- Instructions to follow:
From the entries below, say how many lines carry the word "React", and give nothing but the number.

- Given records:
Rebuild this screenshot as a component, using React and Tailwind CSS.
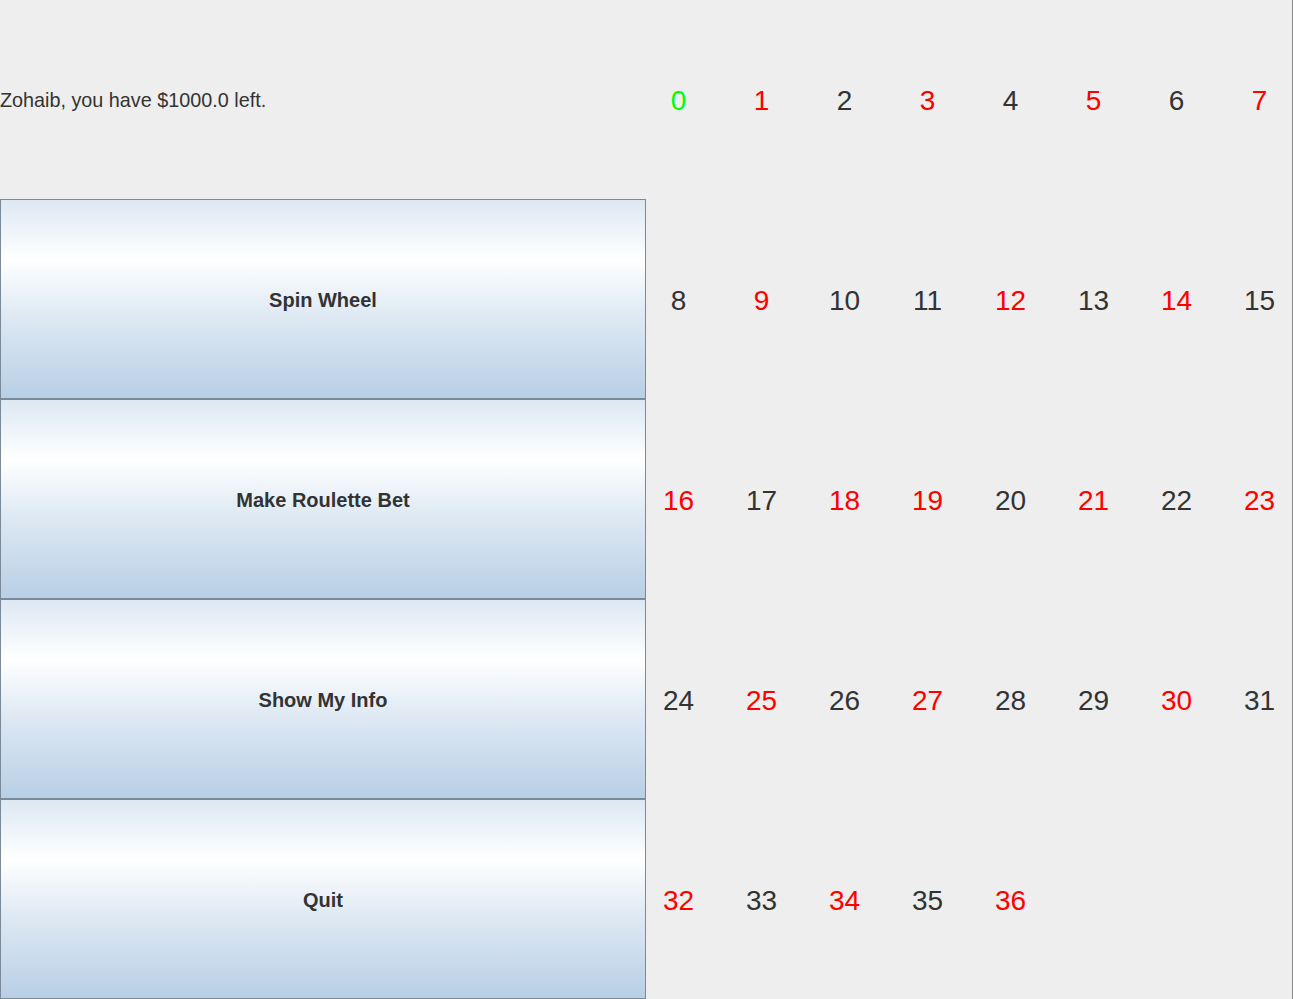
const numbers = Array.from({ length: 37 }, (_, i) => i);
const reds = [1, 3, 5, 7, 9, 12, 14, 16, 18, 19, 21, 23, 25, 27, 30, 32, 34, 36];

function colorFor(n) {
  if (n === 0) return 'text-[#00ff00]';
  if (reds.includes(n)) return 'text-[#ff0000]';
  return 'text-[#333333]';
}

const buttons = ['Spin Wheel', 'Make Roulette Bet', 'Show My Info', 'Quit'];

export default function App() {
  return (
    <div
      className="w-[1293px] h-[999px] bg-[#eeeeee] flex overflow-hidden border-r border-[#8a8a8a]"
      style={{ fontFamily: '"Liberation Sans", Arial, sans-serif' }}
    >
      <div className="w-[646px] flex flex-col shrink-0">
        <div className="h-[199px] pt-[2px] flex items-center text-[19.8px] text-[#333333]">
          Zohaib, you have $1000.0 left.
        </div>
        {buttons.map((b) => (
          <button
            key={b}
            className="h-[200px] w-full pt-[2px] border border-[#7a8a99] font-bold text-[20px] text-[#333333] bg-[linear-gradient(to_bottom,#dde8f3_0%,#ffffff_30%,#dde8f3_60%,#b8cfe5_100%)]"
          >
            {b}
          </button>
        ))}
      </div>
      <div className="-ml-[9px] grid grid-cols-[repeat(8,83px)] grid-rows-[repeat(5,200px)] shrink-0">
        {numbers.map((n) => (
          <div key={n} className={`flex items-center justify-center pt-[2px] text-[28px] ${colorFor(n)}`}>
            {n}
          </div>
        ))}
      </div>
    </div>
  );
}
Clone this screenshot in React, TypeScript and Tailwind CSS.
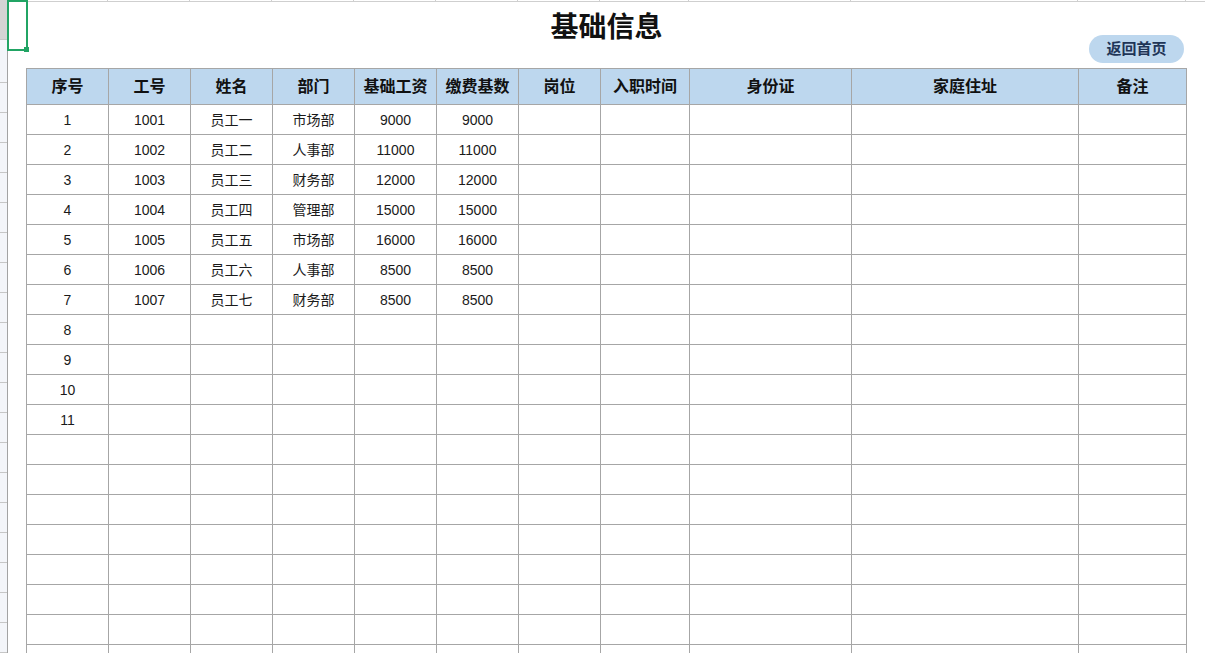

- Correct response:
2